David Shentow


David Shentow was a Belgian-Canadian Holocaust survivor and educator. He is featured in a number of Canadian Holocaust related films and books.

Early life

David Shentow was born David Krzetowski on April 29, 1925 in Warsaw, Poland to Rivka and Moishe Avraham, who were originally from Białobrzegi, Poland. He was the eldest of 3 children and had two sisters, Paula and Esther. A short time after David was born, he and his parents moved to Antwerp, Belgium where David attended the local Tachkemoni school. None of his immediate family was to survive the Holocaust.

WWII

When WWII broke out in September 1939, David’s father tried to flee to France with his family, but the border was closed and they returned to Antwerp. There the situation for the Jewish community gradually worsened. In 1941, Jews had to turn in their radios and bicycles to the Gestapo office. David along with all Jewish children, was forbidden to go to school, banned from many public places, and forced to wear the yellow Star of David on his clothing along with all members of the Jewish community.
When Shentow was 17 years old, all able-bodied men, and boys aged 16 or older, were forced to report to the railway station in Antwerp, from where he was sent to a number of camps, including Auschwitz-Birkenau in 1942. He would never see his parents or sisters again.
When he was profiled by CBC in 2015, he recalled arriving at Auschwitz on a train at 4 o’clock in the morning and being ordered off along with a young woman with a crying baby: "The SS walked over to her and pointed, 'Keep it quiet,'" he said. "No matter how hard she was trying to keep the baby quiet, the baby started to cry louder. He ran over to her, grabbed the baby by the legs and threw it against the train. Then I knew, I'm in hell."
Shentow eventually survived Auschwitz-Birkenau, and many other trying experiences, including the death marches and the Dachau concentration camp, from where he was liberated on his 20th birthday, April 29, 1945.

Appearance in films

Shentow is the central figure in the Ottawa-born documentary director Koa Padolsky’s film "Le Chemin des Juifs" which chronicles his Holocaust experiences during the war. ‘Le Chemin des Juifs’ refers to a 4 km concrete road that Belgian Jewish slave laborers, including David Shentow, were forced to build by the Nazis. The road was to be utilized by heavy armoured vehicles and tanks for Hitler’s intended invasion of England. Located close to the French coastline towns of Hardelot and Condette, the road can still be found, in a local nature reserve, and the foot-prints of both the Jewish prisoners and their German captors are still preserved in the concrete.
He also appears in the film Blind Love, where he recalls in shock his first moments in Auschwitz, when the German guards set their dog upon the prisoner standing next to him, killing him instantly.
"A gentleman standing beside me stopped the SS man very politely: Excuse me sir, I will leave the luggage – can I just take out a picture? The SS man lost his temper and let the dogs loose. They didn’t run, they just flew in the air straight to the men’s neck.And as the man stopped moving, I said: My God this man is dead! And this was the first 10 -15 minutes. I knew I am in Hell."
In the same film, Shentow contrasts the Nazis training of dogs to attack prisoners along with the Nazi genocidal treatment of people with disabilities, with the experience of a group of blind Israelis traveling to Auschwitz on the March of the Living with their guide dogs.
"These dogs were there to kill, these dogs are here for life. …. were trained to jump on people’s necks – then you see a dog like that – like night and day."

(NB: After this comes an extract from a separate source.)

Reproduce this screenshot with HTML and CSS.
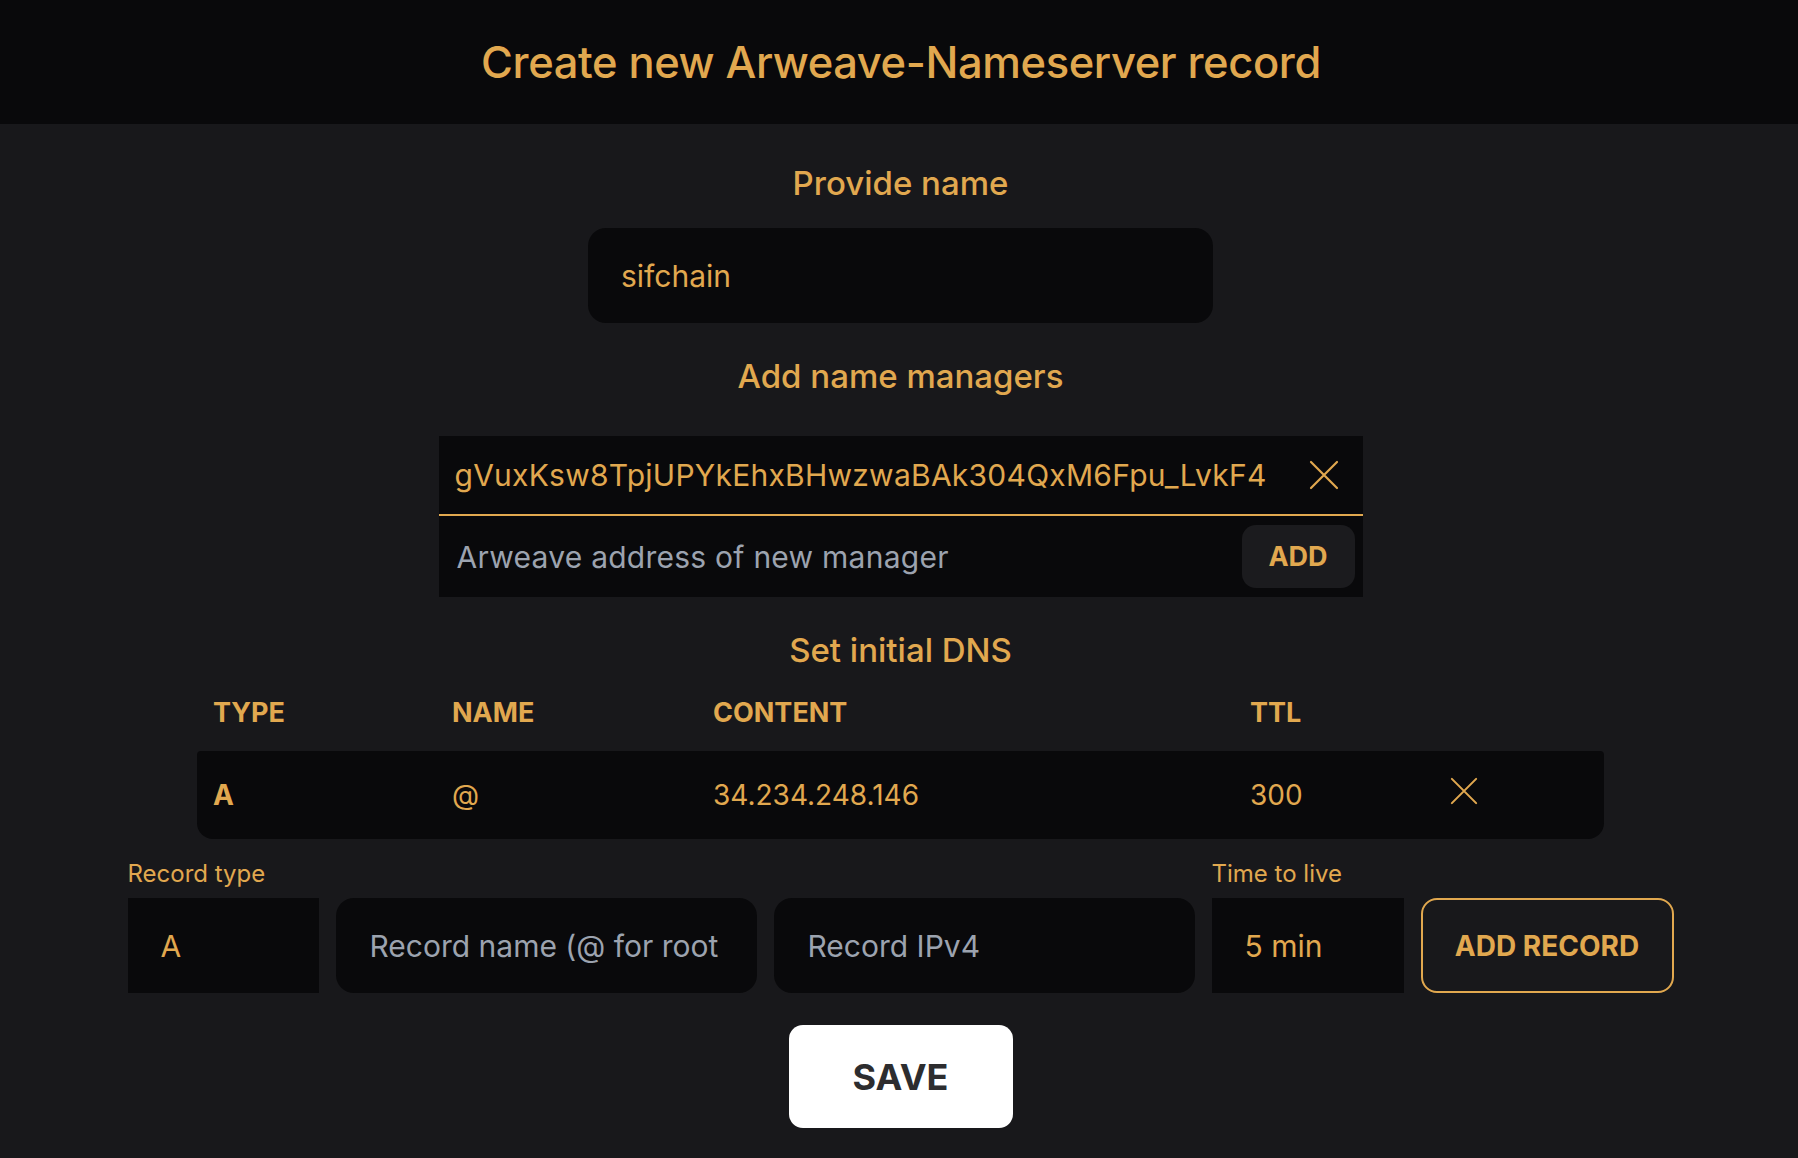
FILE: index.html
```html
<!DOCTYPE html>
<html lang="en">
<head>
<meta charset="utf-8">
<title>Create new Arweave-Nameserver record</title>
<link rel="stylesheet" href="styles.css">
</head>
<body>
<header class="topbar">
  <h1 class="title">Create new Arweave-Nameserver record</h1>
</header>
<main class="page">
  <h2 class="section-title first">Provide name</h2>
  <div class="name-input">sifchain</div>

  <h2 class="section-title">Add name managers</h2>
  <div class="managers">
    <div class="manager-row">
      <span class="manager-addr">gVuxKsw8TpjUPYkEhxBHwzwaBAk304QxM6Fpu_LvkF4</span>
      <svg class="close-icon" width="30" height="30" viewBox="0 0 30 30"><path d="M2 2 L28 28 M28 2 L2 28" stroke="currentColor" stroke-width="2.2" fill="none" stroke-linecap="round"/></svg>
    </div>
    <div class="manager-new">
      <span class="placeholder">Arweave address of new manager</span>
      <button class="add-btn">ADD</button>
    </div>
  </div>

  <h2 class="section-title dns">Set initial DNS</h2>
  <div class="dns-table">
    <div class="dns-head">
      <span>TYPE</span><span>NAME</span><span>CONTENT</span><span>TTL</span><span></span>
    </div>
    <div class="dns-row">
      <span class="bold">A</span><span>@</span><span>34.234.248.146</span><span>300</span>
      <span><svg class="close-icon small" width="28" height="28" viewBox="0 0 30 30"><path d="M2 2 L28 28 M28 2 L2 28" stroke="currentColor" stroke-width="2.2" fill="none" stroke-linecap="round"/></svg></span>
    </div>
  </div>

  <div class="record-form">
    <label class="field-label">Record type</label>
    <span></span>
    <span></span>
    <label class="field-label">Time to live</label>
    <span></span>
    <div class="field select gold">A</div>
    <div class="field rounded muted">Record name (@ for root</div>
    <div class="field rounded muted">Record IPv4</div>
    <div class="field select gold">5 min</div>
    <button class="add-record">ADD RECORD</button>
  </div>

  <button class="save-btn">SAVE</button>
</main>
</body>
</html>
```

FILE: styles.css
```css
* { box-sizing: border-box; }
html, body { margin: 0; padding: 0; }
body {
  background: #18181b;
  color: #e1a84f;
  font-family: Inter, "Noto Sans", "Liberation Sans", sans-serif;
  min-height: 1158px;
}
.topbar {
  background: #09090b;
  height: 124px;
  display: flex;
  align-items: center;
  justify-content: center;
  padding-left: 4px;
}
.title {
  margin: 0;
  font-size: 43.5px;
  font-weight: 500;
  letter-spacing: -0.4px;
  color: #e1a84f;
}
.page {
  display: flex;
  flex-direction: column;
  align-items: center;
  padding-left: 3px;
}
.section-title {
  margin: 33px 0 0;
  font-size: 33px;
  font-weight: 500;
  line-height: 40px;
  color: #e1a84f;
}
.section-title.first { margin-top: 39px; }
.name-input {
  margin-top: 25px;
  width: 625px;
  height: 95px;
  background: #09090b;
  border-radius: 18px;
  display: flex;
  align-items: center;
  padding-left: 33px;
  font-size: 30px;
}
.managers {
  margin-top: 40px;
  width: 924px;
  background: #09090b;
}
.manager-row {
  height: 80px;
  border-bottom: 2px solid #e1a84f;
  display: flex;
  align-items: center;
  justify-content: space-between;
  padding: 0 24px 0 16px;
}
.manager-addr { font-size: 30px; letter-spacing: 0.25px; }
.close-icon { color: #e1a84f; display: block; }
.manager-new {
  height: 81px;
  display: flex;
  align-items: center;
  justify-content: space-between;
  padding: 0 8px 0 18px;
}
.placeholder {
  font-size: 30px;
  letter-spacing: 0.25px;
  color: #9ca3af;
}
.add-btn {
  width: 113px;
  height: 63px;
  background: #1b1b1e;
  border: 0;
  border-radius: 14px;
  color: #e1a84f;
  font-family: inherit;
  font-size: 27px;
  font-weight: 700;
}
.section-title.dns { margin-top: 33px; }
.dns-table {
  width: 1407px;
  margin-top: 4px;
}
.dns-head, .dns-row {
  display: grid;
  grid-template-columns: 239px 261px 537px 200px 1fr;
  padding-left: 16px;
  align-items: center;
}
.dns-head {
  height: 77px;
  font-size: 27px;
  font-weight: 700;
}
.dns-row {
  height: 88px;
  background: #09090b;
  border-radius: 4px 4px 16px 16px;
  font-size: 28px;
}
.dns-row .bold { font-weight: 700; }
.close-icon.small { margin-top: -8px; }
.record-form {
  margin-top: 21px;
  display: grid;
  grid-template-columns: 191px 421px 421px 192px 253px;
  column-gap: 17px;
  row-gap: 10px;
}
.field-label {
  font-size: 24px;
  line-height: 28px;
  color: #e1a84f;
}
.field {
  height: 95px;
  background: #09090b;
  display: flex;
  align-items: center;
  font-size: 30px;
  padding-left: 33px;
}
.field.rounded { border-radius: 18px; padding-left: 34px; }
.field.muted { color: #9ca3af; }
.field.gold { color: #e1a84f; }
.add-record {
  height: 95px;
  background: transparent;
  border: 2px solid #e1a84f;
  border-radius: 16px;
  color: #e1a84f;
  font-family: inherit;
  font-size: 28px;
  font-weight: 700;
}
.save-btn {
  margin-top: 32px;
  width: 224px;
  height: 103px;
  background: #ffffff;
  border: 0;
  border-radius: 14px;
  color: #2d2d2f;
  font-family: inherit;
  font-size: 36px;
  font-weight: 700;
}
```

Later life and Holocaust education

David Shentow immigrated to Canada in 1949 where he married Rose Feldberg and together they raised their daughters Renee and Lorie. It was a chance encounter in the 1980s with Canadian Holocaust denier Ernst Zundel that prompted to speak about the Holocaust. In , by Eli Rubenstein, Shentow is quoted as saying that when he first learned there were people denying the Holocaust, "I said there and then, I would crawl on my hands and knees all the way to Auschwitz-Birkenau, or anywhere else, to tell my story to anyone who was willing to listen. his is why I march and why I speak."
In the same book, he recalled his first visit to Auschwitz-Birkenau on the March of the Living:
"Well, when we went to Auschwitz…it shook me up. Especially when I saw the big sign . It brought back such painful memories. I just stood at the gate. I was mesmerized. one student came up to me, ‘David, David…we will walk in together, and we will
walk out together.’ "They were holding on to me or I was holding on to them. I don’t remember anymore – the sympathy, the
hugging…there are no words to describe it. It will be with me forever."